As part of the National Credit Act, we saw the introduction of a debt counselling process for South Africans who cannot meet their debt repayments.

The idea of debt counselling is to help over-indebted people find their way out of their financial situation so that they can take control of their money again.

If you are battling with debt, it may be your way out of a tight spot without having your goods repossessed or getting blacklisted by a credit bureau. It’s usually a time-consuming process, but when it’s over, you’ll be free of debt and have a clean credit record.

Debt counselling is a process where an over-indebted consumer applies to have his or her debt restructured.

That way, he or she is more able to pay household expenses and still keep up with their debt payments at the end of the month.

It’s a good option if you are really in a tight spot with debt and finances, but you should consider other ways of dealing with your debt before you enter the debt counselling process.  You could, for example, ask your creditors – the people who loaned you money – to change your repayment terms.

Drawbacks of debt counselling

Debt counselling has some disadvantages so you should only really investigate it when you have no other options.

1. It usually involves reducing your monthly payments on your debts, it will take longer for you to settle the amount you owe and you will pay more interest as well.

Ultimately, you could spend up to seven years servicing a short-term debt, like a clothing account or a cash loan. If you are lucky, you may have creditors who will reduce their interest rates to you help, but don’t count on it.

2. Debt counselling is not free, so you do lose money by entering the debt counselling process. It will cost you up to a maximum of R6000. Debt counsellors also receive a 5% monthly after care fee capped at R400.

3. Don’t think of debt counselling as an easy way out – it is a tough process that demands commitment and sacrifice from you.

You will have to show the court that you are serious about paying off the money you owe and making the lifestyle changes to achieve this goal. For example, you may need to downgrade your car or give up that DSTV subscription.

4. The second drawback is that while under debt counselling, you are unable to get more credit and you cannot make further use of your credit facilities.

Creditors are then not allowed to take any legal action against the consumer while they are under debt review.

5. All debt counselling applications end in court – this is to get a consent order for the new agreement. The consent order insures that the creditors stick to the new repayment arrangement and may not take legal action against the consumer.

Despite much effort, creditors may not agree to the proposals made on behalf of the consumer. In that case, an application will have to be made to a court to consider your financial circumstances and possibly force your creditors to accept less than what they want.

The Magistrate's court has jurisdiction/ legal authority to hear the application for a debt rearrangement order and your debt counsellor has to bring an application to get such an order as soon as reasonably possible.

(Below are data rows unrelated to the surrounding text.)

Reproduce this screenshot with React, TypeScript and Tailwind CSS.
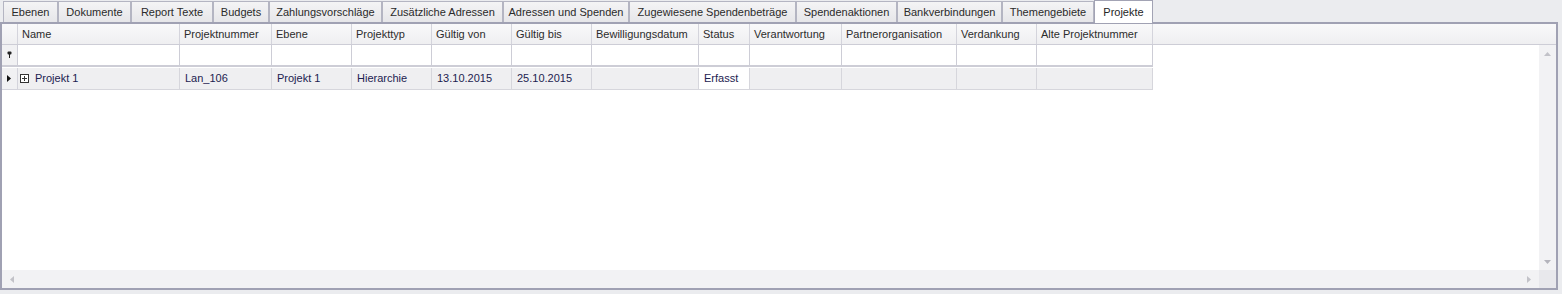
import React from 'react';

const tabs = [
  { label: 'Ebenen', w: 55 },
  { label: 'Dokumente', w: 73 },
  { label: 'Report Texte', w: 82 },
  { label: 'Budgets', w: 56 },
  { label: 'Zahlungsvorschläge', w: 113 },
  { label: 'Zusätzliche Adressen', w: 121 },
  { label: 'Adressen und Spenden', w: 126 },
  { label: 'Zugewiesene Spendenbeträge', w: 167 },
  { label: 'Spendenaktionen', w: 101 },
  { label: 'Bankverbindungen', w: 105 },
  { label: 'Themengebiete', w: 92 },
  { label: 'Projekte', w: 59, active: true },
];

const columns = [
  { label: 'Name', w: 162 },
  { label: 'Projektnummer', w: 92 },
  { label: 'Ebene', w: 80 },
  { label: 'Projekttyp', w: 80 },
  { label: 'Gültig von', w: 80 },
  { label: 'Gültig bis', w: 80 },
  { label: 'Bewilligungsdatum', w: 107 },
  { label: 'Status', w: 51 },
  { label: 'Verantwortung', w: 92 },
  { label: 'Partnerorganisation', w: 115 },
  { label: 'Verdankung', w: 80 },
  { label: 'Alte Projektnummer', w: 116 },
];

const row = ['Projekt 1', 'Lan_106', 'Projekt 1', 'Hierarchie', '13.10.2015', '25.10.2015', '', 'Erfasst', '', '', '', ''];

function PinIcon() {
  return (
    <svg width="5" height="8" viewBox="0 0 5 8">
      <rect x="0.5" y="0.5" width="4" height="3" rx="1" fill="#222" />
      <rect x="2" y="3" width="1" height="4" fill="#222" />
    </svg>
  );
}

function ExpandBox() {
  return (
    <svg width="9" height="9" viewBox="0 0 9 9" className="shrink-0">
      <rect x="0.5" y="0.5" width="8" height="8" fill="#fff" stroke="#333" />
      <rect x="2" y="4" width="5" height="1" fill="#333" />
      <rect x="4" y="2" width="1" height="5" fill="#333" />
    </svg>
  );
}

export default function App() {
  return (
    <div className="w-[1562px] h-[294px] bg-[#ebecef] text-[11px] leading-none text-[#262626] overflow-hidden" style={{ fontFamily: '"Liberation Sans", Arial, sans-serif' }}>
      <div className="flex items-end h-[22px] pl-[3px]">
        {tabs.map((t) =>
          t.active ? (
            <div key={t.label} style={{ width: t.w }} className="h-[23px] mb-[-1px] pt-[1px] relative z-10 bg-white border border-b-0 border-[#a2a3b4] flex items-center justify-center">
              {t.label}
            </div>
          ) : (
            <div key={t.label} style={{ width: t.w }} className="h-[21px] pt-[1px] bg-gradient-to-b from-[#f4f4f5] to-[#e6e6e9] border border-b-0 border-[#b4b5c2] flex items-center justify-center text-[#2a2a2a]">
              {t.label}
            </div>
          )
        )}
      </div>

      <div className="w-[1558px] h-[268px] border-2 border-[#a0a1b3] bg-white flex flex-col">
        {/* column headers */}
        <div className="h-[21px] flex bg-gradient-to-b from-[#f9f9fa] to-[#efeff1] border-b border-[#cdcdd6] shrink-0">
          <div className="w-[16px] border-r border-[#d4d4dc] shrink-0" />
          {columns.map((c) => (
            <div key={c.label} style={{ width: c.w }} className="shrink-0 border-r border-[#d4d4dc] flex items-center pl-[4px] text-[#2c2c2c]">
              {c.label}
            </div>
          ))}
          <div className="flex-1" />
        </div>

        <div className="flex flex-1 min-h-0">
          <div className="flex-1 flex flex-col">
            {/* auto filter row */}
            <div className="h-[22px] flex shrink-0">
              <div className="w-[16px] h-full bg-[#f1f1f3] border-r border-b-2 border-[#cdcdd6] flex items-center justify-center shrink-0">
                <PinIcon />
              </div>
              {columns.map((c) => (
                <div key={c.label} style={{ width: c.w }} className="shrink-0 h-full bg-white border-r border-b-2 border-[#cdcdd6]" />
              ))}
            </div>
            <div className="h-[1px] shrink-0" />
            {/* data row */}
            <div className="h-[22px] flex shrink-0">
              <div className="w-[16px] h-full bg-[#f1f1f3] border-r border-b border-[#d4d4dc] flex items-center pl-[5px] shrink-0">
                <svg width="4" height="7" viewBox="0 0 4 7">
                  <path d="M0 0 L4 3.5 L0 7 Z" fill="#111" />
                </svg>
              </div>
              {columns.map((c, i) => (
                <div
                  key={c.label}
                  style={{ width: c.w }}
                  className={
                    'shrink-0 h-full border-r border-b border-[#d6d6dc] flex items-center text-[#1c2250] ' +
                    (i === 7 ? 'bg-white ' : 'bg-[#efeff1] ') +
                    (i === 0 ? 'pl-[2px] gap-[6px]' : 'pl-[5px]')
                  }
                >
                  {i === 0 && <ExpandBox />}
                  {row[i]}
                </div>
              ))}
            </div>
          </div>
          {/* vertical scrollbar */}
          <div className="w-[17px] bg-[#f2f2f4] flex flex-col items-center justify-between pt-[7px] pb-[6px] shrink-0">
            <svg width="7" height="4" viewBox="0 0 7 4"><path d="M0 4 L3.5 0 L7 4 Z" fill="#c2c2c8" /></svg>
            <svg width="7" height="4" viewBox="0 0 7 4"><path d="M0 0 L3.5 4 L7 0 Z" fill="#b4b4bc" /></svg>
          </div>
        </div>

        {/* horizontal scrollbar */}
        <div className="h-[18px] flex shrink-0">
          <div className="flex-1 bg-[#f2f2f4] flex items-center justify-between pl-[8px] pr-[8px]">
            <svg width="4" height="7" viewBox="0 0 4 7"><path d="M4 0 L0 3.5 L4 7 Z" fill="#c2c2c8" /></svg>
            <svg width="4" height="7" viewBox="0 0 4 7"><path d="M0 0 L4 3.5 L0 7 Z" fill="#c2c2c8" /></svg>
          </div>
          <div className="w-[17px] bg-[#e8e8ec]" />
        </div>
      </div>
    </div>
  );
}
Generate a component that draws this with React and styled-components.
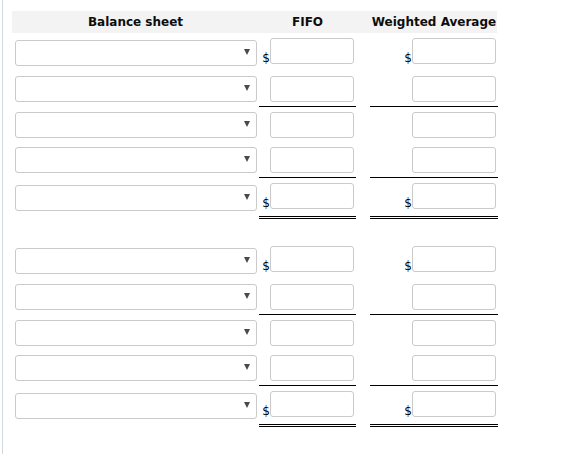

The court order is required even when all your creditors have agreed to the payment arrangement as it means they cannot go back on or back out of the reduced payment arrangement.

6. Any account where legal action has commenced before a client applies for debt counselling cannot be included under debt review, most client wait too long before approaching a debt counsellor.

Still want debt counselling?

Before you go the route of debt counselling, speak to your creditors and warn them you are battling to meet your obligations. If they are not willing to help, approach a debt counsellor.

To ensure your counsellor is reputable, check that he/she is registered with the National Credit Regulator. If you are unsure who to use, contact the NCR to check for a debt counsellor in your area.

Debt Counselling should not become a lifestyle but rather a platform used when going through a financial strain.

As soon as you are able to get back on your feet and repay the original contractual instalment and after the debt review has been cancelled by the debt counsellor you should be able to apply for credit – and hopefully be a little wiser going forward.